_WHAT TO DO:_
Word for word, copy all the data and drop the pictures.

· · ·

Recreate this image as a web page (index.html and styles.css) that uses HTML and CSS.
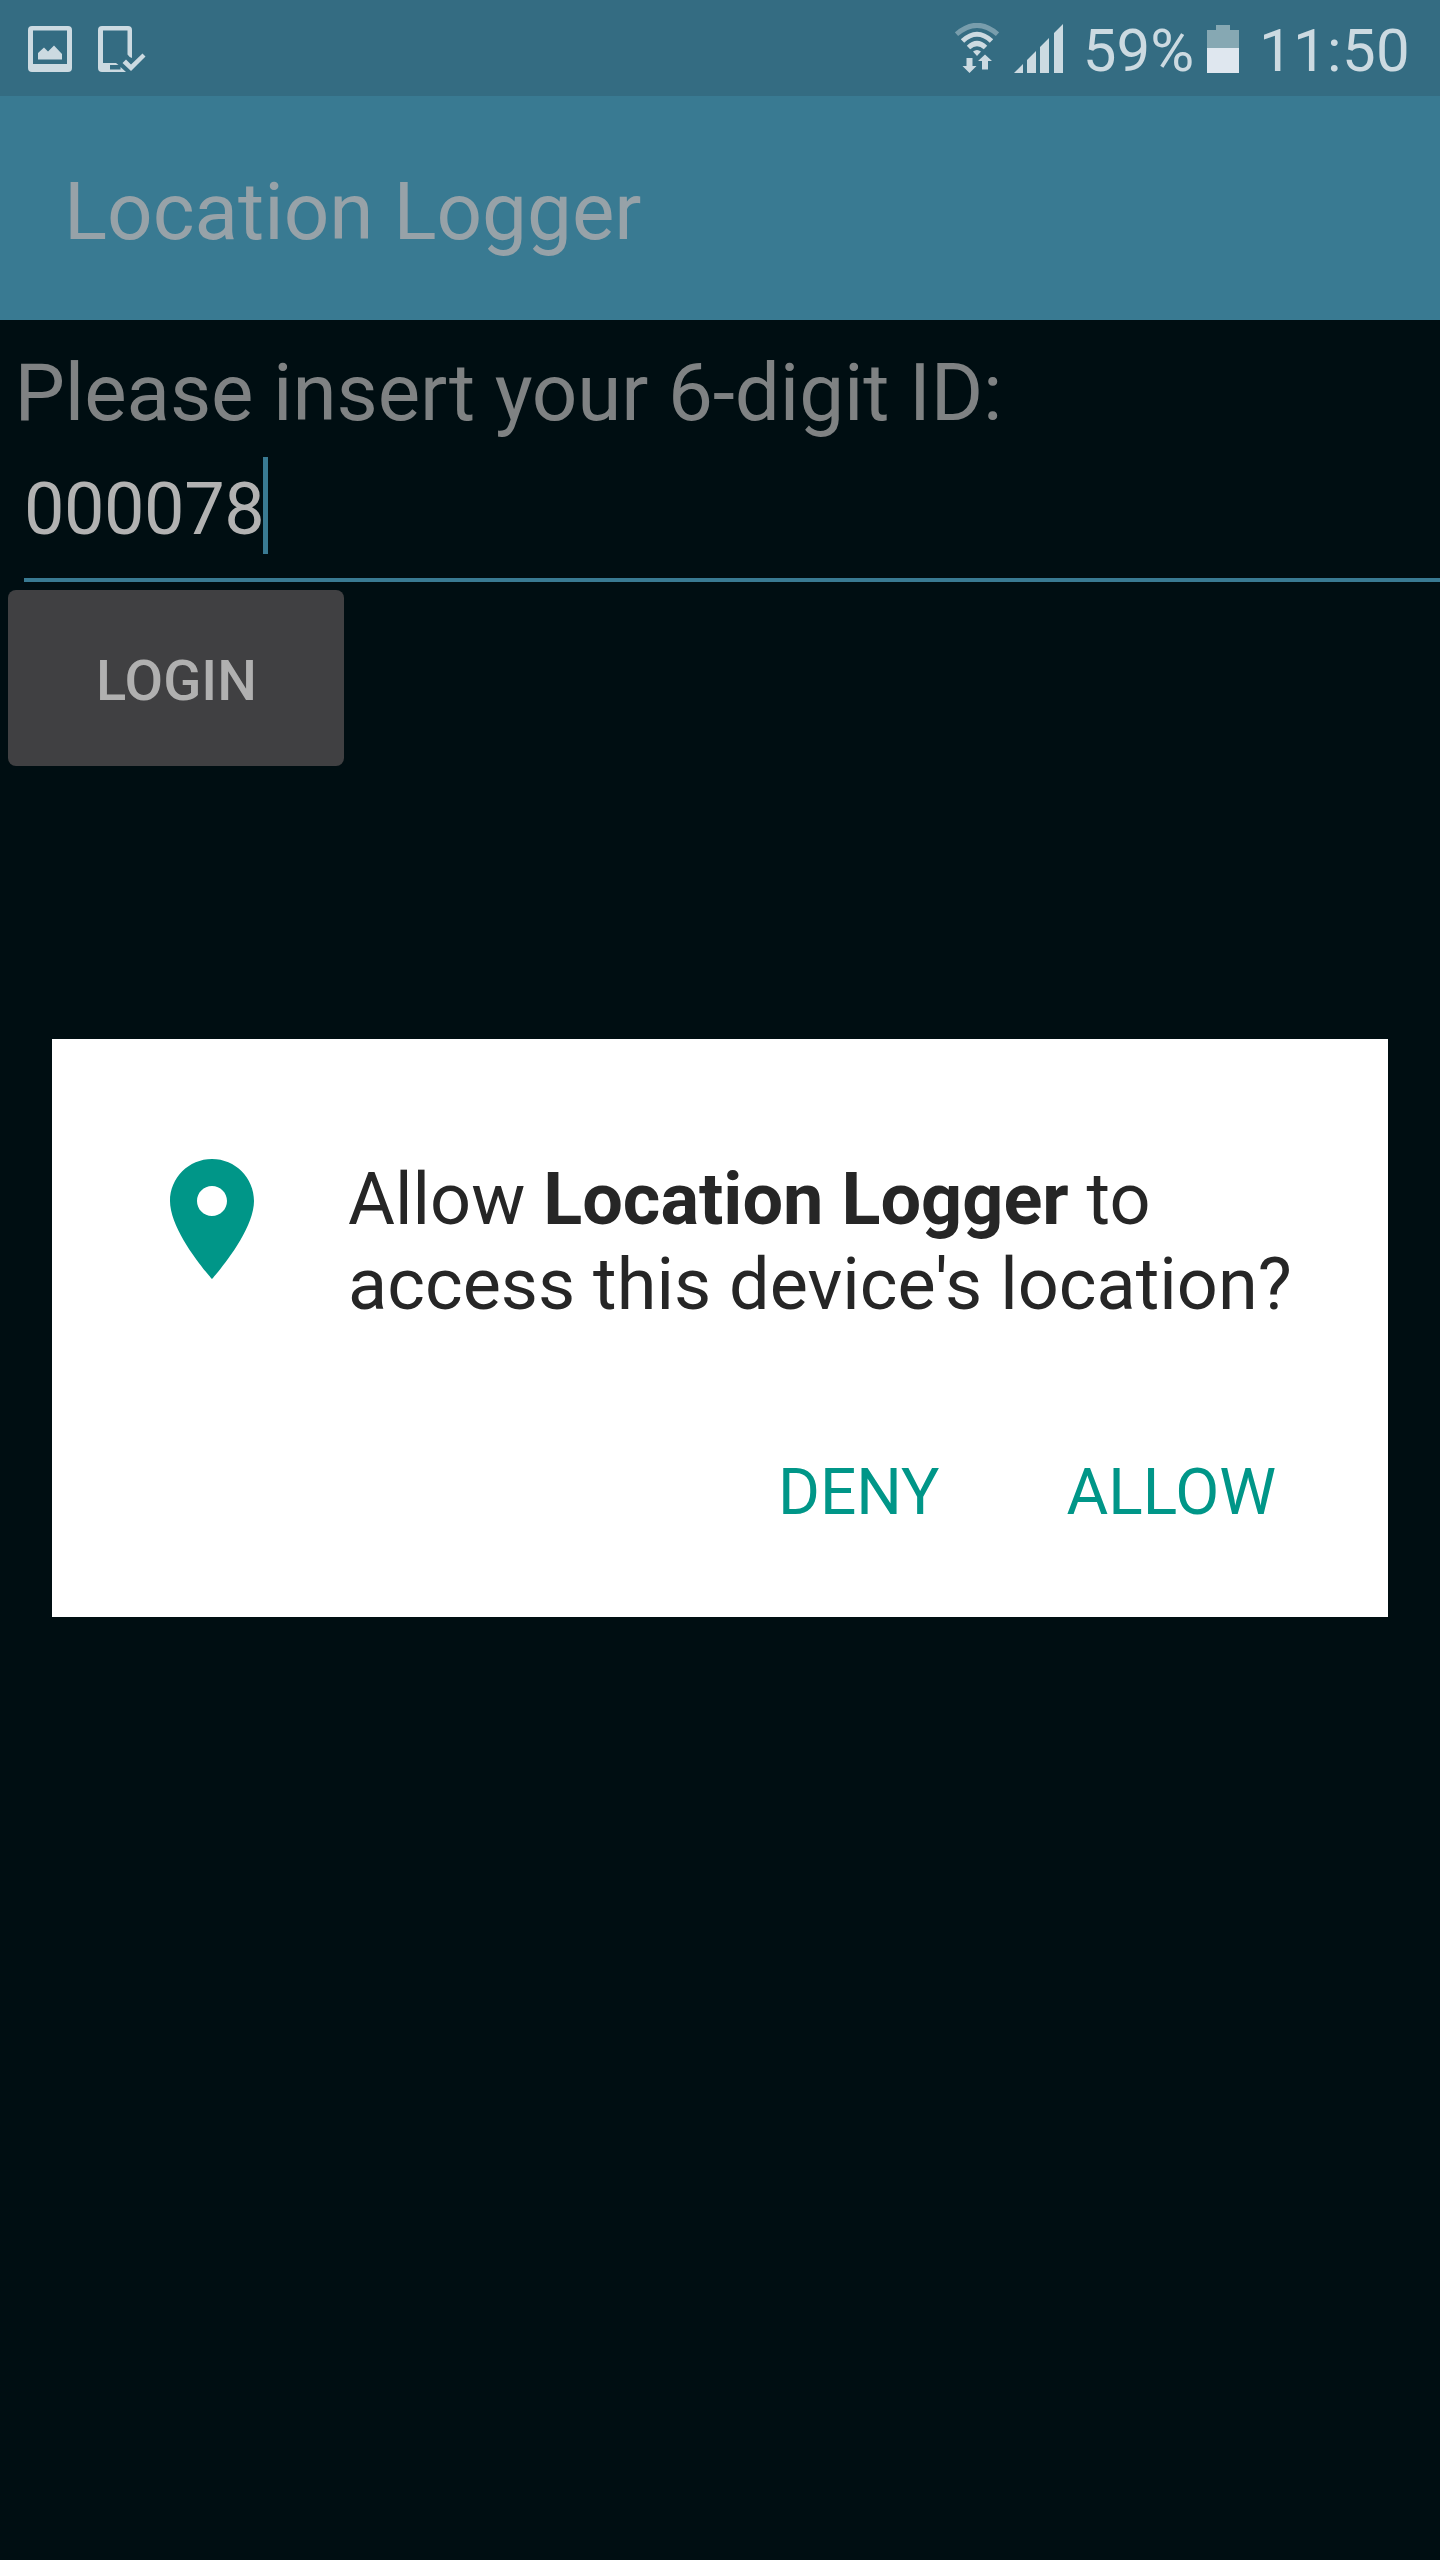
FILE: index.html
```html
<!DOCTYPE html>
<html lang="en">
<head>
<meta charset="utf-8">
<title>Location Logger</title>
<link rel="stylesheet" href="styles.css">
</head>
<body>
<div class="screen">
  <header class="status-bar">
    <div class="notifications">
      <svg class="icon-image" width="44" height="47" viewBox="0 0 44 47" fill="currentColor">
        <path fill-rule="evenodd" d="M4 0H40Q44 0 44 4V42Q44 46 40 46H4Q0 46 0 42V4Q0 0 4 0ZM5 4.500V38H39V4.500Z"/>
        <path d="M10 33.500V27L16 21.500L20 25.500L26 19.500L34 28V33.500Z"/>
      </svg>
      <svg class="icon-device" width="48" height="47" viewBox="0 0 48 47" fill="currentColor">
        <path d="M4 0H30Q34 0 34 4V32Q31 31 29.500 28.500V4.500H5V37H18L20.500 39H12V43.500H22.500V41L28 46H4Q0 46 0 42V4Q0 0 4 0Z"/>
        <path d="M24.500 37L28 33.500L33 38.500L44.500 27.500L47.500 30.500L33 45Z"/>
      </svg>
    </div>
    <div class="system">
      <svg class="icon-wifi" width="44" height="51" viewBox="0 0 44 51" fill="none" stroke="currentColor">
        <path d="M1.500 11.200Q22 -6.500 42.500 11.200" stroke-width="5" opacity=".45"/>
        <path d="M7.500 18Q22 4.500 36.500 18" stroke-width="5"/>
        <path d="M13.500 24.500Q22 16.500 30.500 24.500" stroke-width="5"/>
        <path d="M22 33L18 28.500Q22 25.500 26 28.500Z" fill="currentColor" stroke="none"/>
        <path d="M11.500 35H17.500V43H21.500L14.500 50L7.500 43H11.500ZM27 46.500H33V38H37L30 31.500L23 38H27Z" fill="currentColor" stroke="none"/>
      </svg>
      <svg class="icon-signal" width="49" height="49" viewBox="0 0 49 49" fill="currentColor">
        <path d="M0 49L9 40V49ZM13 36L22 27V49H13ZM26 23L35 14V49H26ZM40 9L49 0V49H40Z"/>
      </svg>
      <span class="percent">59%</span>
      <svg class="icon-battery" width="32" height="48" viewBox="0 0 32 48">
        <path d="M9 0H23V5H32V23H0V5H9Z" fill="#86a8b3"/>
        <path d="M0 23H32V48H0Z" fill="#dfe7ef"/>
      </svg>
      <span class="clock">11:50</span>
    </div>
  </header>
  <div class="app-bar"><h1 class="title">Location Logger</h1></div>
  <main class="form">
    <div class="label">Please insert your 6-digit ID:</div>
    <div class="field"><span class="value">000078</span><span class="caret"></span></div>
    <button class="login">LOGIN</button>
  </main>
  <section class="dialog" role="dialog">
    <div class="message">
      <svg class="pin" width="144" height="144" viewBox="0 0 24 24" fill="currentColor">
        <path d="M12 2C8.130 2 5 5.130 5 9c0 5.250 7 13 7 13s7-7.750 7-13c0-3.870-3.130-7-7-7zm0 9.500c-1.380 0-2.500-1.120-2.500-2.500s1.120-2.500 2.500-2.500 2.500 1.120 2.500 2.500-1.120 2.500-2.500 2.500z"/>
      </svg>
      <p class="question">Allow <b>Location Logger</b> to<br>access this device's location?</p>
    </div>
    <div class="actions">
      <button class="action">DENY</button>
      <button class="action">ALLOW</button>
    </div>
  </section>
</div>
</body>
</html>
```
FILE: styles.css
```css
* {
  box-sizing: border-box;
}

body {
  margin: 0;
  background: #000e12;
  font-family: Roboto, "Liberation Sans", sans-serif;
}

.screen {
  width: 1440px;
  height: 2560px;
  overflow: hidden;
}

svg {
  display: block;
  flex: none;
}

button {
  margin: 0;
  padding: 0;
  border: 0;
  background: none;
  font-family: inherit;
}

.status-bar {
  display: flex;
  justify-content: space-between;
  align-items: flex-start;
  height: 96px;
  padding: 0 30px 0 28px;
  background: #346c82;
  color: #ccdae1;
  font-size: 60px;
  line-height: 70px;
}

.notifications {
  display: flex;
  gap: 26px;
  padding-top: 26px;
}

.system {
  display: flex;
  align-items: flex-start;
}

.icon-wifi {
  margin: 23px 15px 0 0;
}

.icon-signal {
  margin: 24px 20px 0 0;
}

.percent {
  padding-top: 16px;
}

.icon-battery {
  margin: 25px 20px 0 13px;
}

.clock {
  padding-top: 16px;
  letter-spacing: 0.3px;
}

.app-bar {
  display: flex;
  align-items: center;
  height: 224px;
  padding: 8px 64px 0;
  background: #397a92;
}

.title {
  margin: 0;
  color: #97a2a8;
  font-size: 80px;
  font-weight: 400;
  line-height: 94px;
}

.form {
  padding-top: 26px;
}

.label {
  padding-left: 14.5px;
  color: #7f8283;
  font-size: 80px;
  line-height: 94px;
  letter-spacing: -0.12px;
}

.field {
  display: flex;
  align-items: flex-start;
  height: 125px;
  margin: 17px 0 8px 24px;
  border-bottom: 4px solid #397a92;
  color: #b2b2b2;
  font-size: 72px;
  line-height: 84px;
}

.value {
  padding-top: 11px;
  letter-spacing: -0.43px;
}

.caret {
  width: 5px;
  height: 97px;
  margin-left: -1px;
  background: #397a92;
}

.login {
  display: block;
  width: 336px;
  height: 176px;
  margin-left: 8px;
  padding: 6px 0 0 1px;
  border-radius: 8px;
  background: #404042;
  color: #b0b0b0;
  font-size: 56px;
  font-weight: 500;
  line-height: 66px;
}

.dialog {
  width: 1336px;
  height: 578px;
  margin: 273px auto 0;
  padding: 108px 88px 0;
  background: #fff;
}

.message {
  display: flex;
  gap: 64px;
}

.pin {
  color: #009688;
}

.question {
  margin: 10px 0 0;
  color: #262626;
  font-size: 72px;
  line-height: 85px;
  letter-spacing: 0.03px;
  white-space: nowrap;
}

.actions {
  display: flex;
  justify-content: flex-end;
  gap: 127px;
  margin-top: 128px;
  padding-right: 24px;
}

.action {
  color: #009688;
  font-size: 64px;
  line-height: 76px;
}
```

· · ·

_REPLY:_
Recreate this image as a web page (index.html and styles.css) that uses HTML and CSS.
FILE: index.html
```html
<!DOCTYPE html>
<html lang="en">
<head>
<meta charset="utf-8">
<title>Location Logger</title>
<link rel="stylesheet" href="styles.css">
</head>
<body>
<div class="screen">
  <header class="status-bar">
    <div class="notifications">
      <svg class="icon-image" width="44" height="47" viewBox="0 0 44 47" fill="currentColor">
        <path fill-rule="evenodd" d="M4 0H40Q44 0 44 4V42Q44 46 40 46H4Q0 46 0 42V4Q0 0 4 0ZM5 4.500V38H39V4.500Z"/>
        <path d="M10 33.500V27L16 21.500L20 25.500L26 19.500L34 28V33.500Z"/>
      </svg>
      <svg class="icon-device" width="48" height="47" viewBox="0 0 48 47" fill="currentColor">
        <path d="M4 0H30Q34 0 34 4V32Q31 31 29.500 28.500V4.500H5V37H18L20.500 39H12V43.500H22.500V41L28 46H4Q0 46 0 42V4Q0 0 4 0Z"/>
        <path d="M24.500 37L28 33.500L33 38.500L44.500 27.500L47.500 30.500L33 45Z"/>
      </svg>
    </div>
    <div class="system">
      <svg class="icon-wifi" width="44" height="51" viewBox="0 0 44 51" fill="none" stroke="currentColor">
        <path d="M1.500 11.200Q22 -6.500 42.500 11.200" stroke-width="5" opacity=".45"/>
        <path d="M7.500 18Q22 4.500 36.500 18" stroke-width="5"/>
        <path d="M13.500 24.500Q22 16.500 30.500 24.500" stroke-width="5"/>
        <path d="M22 33L18 28.500Q22 25.500 26 28.500Z" fill="currentColor" stroke="none"/>
        <path d="M11.500 35H17.500V43H21.500L14.500 50L7.500 43H11.500ZM27 46.500H33V38H37L30 31.500L23 38H27Z" fill="currentColor" stroke="none"/>
      </svg>
      <svg class="icon-signal" width="49" height="49" viewBox="0 0 49 49" fill="currentColor">
        <path d="M0 49L9 40V49ZM13 36L22 27V49H13ZM26 23L35 14V49H26ZM40 9L49 0V49H40Z"/>
      </svg>
      <span class="percent">59%</span>
      <svg class="icon-battery" width="32" height="48" viewBox="0 0 32 48">
        <path d="M9 0H23V5H32V23H0V5H9Z" fill="#86a8b3"/>
        <path d="M0 23H32V48H0Z" fill="#dfe7ef"/>
      </svg>
      <span class="clock">11:50</span>
    </div>
  </header>
  <div class="app-bar"><h1 class="title">Location Logger</h1></div>
  <main class="form">
    <div class="label">Please insert your 6-digit ID:</div>
    <div class="field"><span class="value">000078</span><span class="caret"></span></div>
    <button class="login">LOGIN</button>
  </main>
  <section class="dialog" role="dialog">
    <div class="message">
      <svg class="pin" width="144" height="144" viewBox="0 0 24 24" fill="currentColor">
        <path d="M12 2C8.130 2 5 5.130 5 9c0 5.250 7 13 7 13s7-7.750 7-13c0-3.870-3.130-7-7-7zm0 9.500c-1.380 0-2.500-1.120-2.500-2.500s1.120-2.500 2.500-2.500 2.500 1.120 2.500 2.500-1.120 2.500-2.500 2.500z"/>
      </svg>
      <p class="question">Allow <b>Location Logger</b> to<br>access this device's location?</p>
    </div>
    <div class="actions">
      <button class="action">DENY</button>
      <button class="action">ALLOW</button>
    </div>
  </section>
</div>
</body>
</html>
```
FILE: styles.css
```css
* {
  box-sizing: border-box;
}

body {
  margin: 0;
  background: #000e12;
  font-family: Roboto, "Liberation Sans", sans-serif;
}

.screen {
  width: 1440px;
  height: 2560px;
  overflow: hidden;
}

svg {
  display: block;
  flex: none;
}

button {
  margin: 0;
  padding: 0;
  border: 0;
  background: none;
  font-family: inherit;
}

.status-bar {
  display: flex;
  justify-content: space-between;
  align-items: flex-start;
  height: 96px;
  padding: 0 30px 0 28px;
  background: #346c82;
  color: #ccdae1;
  font-size: 60px;
  line-height: 70px;
}

.notifications {
  display: flex;
  gap: 26px;
  padding-top: 26px;
}

.system {
  display: flex;
  align-items: flex-start;
}

.icon-wifi {
  margin: 23px 15px 0 0;
}

.icon-signal {
  margin: 24px 20px 0 0;
}

.percent {
  padding-top: 16px;
}

.icon-battery {
  margin: 25px 20px 0 13px;
}

.clock {
  padding-top: 16px;
  letter-spacing: 0.3px;
}

.app-bar {
  display: flex;
  align-items: center;
  height: 224px;
  padding: 8px 64px 0;
  background: #397a92;
}

.title {
  margin: 0;
  color: #97a2a8;
  font-size: 80px;
  font-weight: 400;
  line-height: 94px;
}

.form {
  padding-top: 26px;
}

.label {
  padding-left: 14.5px;
  color: #7f8283;
  font-size: 80px;
  line-height: 94px;
  letter-spacing: -0.12px;
}

.field {
  display: flex;
  align-items: flex-start;
  height: 125px;
  margin: 17px 0 8px 24px;
  border-bottom: 4px solid #397a92;
  color: #b2b2b2;
  font-size: 72px;
  line-height: 84px;
}

.value {
  padding-top: 11px;
  letter-spacing: -0.43px;
}

.caret {
  width: 5px;
  height: 97px;
  margin-left: -1px;
  background: #397a92;
}

.login {
  display: block;
  width: 336px;
  height: 176px;
  margin-left: 8px;
  padding: 6px 0 0 1px;
  border-radius: 8px;
  background: #404042;
  color: #b0b0b0;
  font-size: 56px;
  font-weight: 500;
  line-height: 66px;
}

.dialog {
  width: 1336px;
  height: 578px;
  margin: 273px auto 0;
  padding: 108px 88px 0;
  background: #fff;
}

.message {
  display: flex;
  gap: 64px;
}

.pin {
  color: #009688;
}

.question {
  margin: 10px 0 0;
  color: #262626;
  font-size: 72px;
  line-height: 85px;
  letter-spacing: 0.03px;
  white-space: nowrap;
}

.actions {
  display: flex;
  justify-content: flex-end;
  gap: 127px;
  margin-top: 128px;
  padding-right: 24px;
}

.action {
  color: #009688;
  font-size: 64px;
  line-height: 76px;
}
```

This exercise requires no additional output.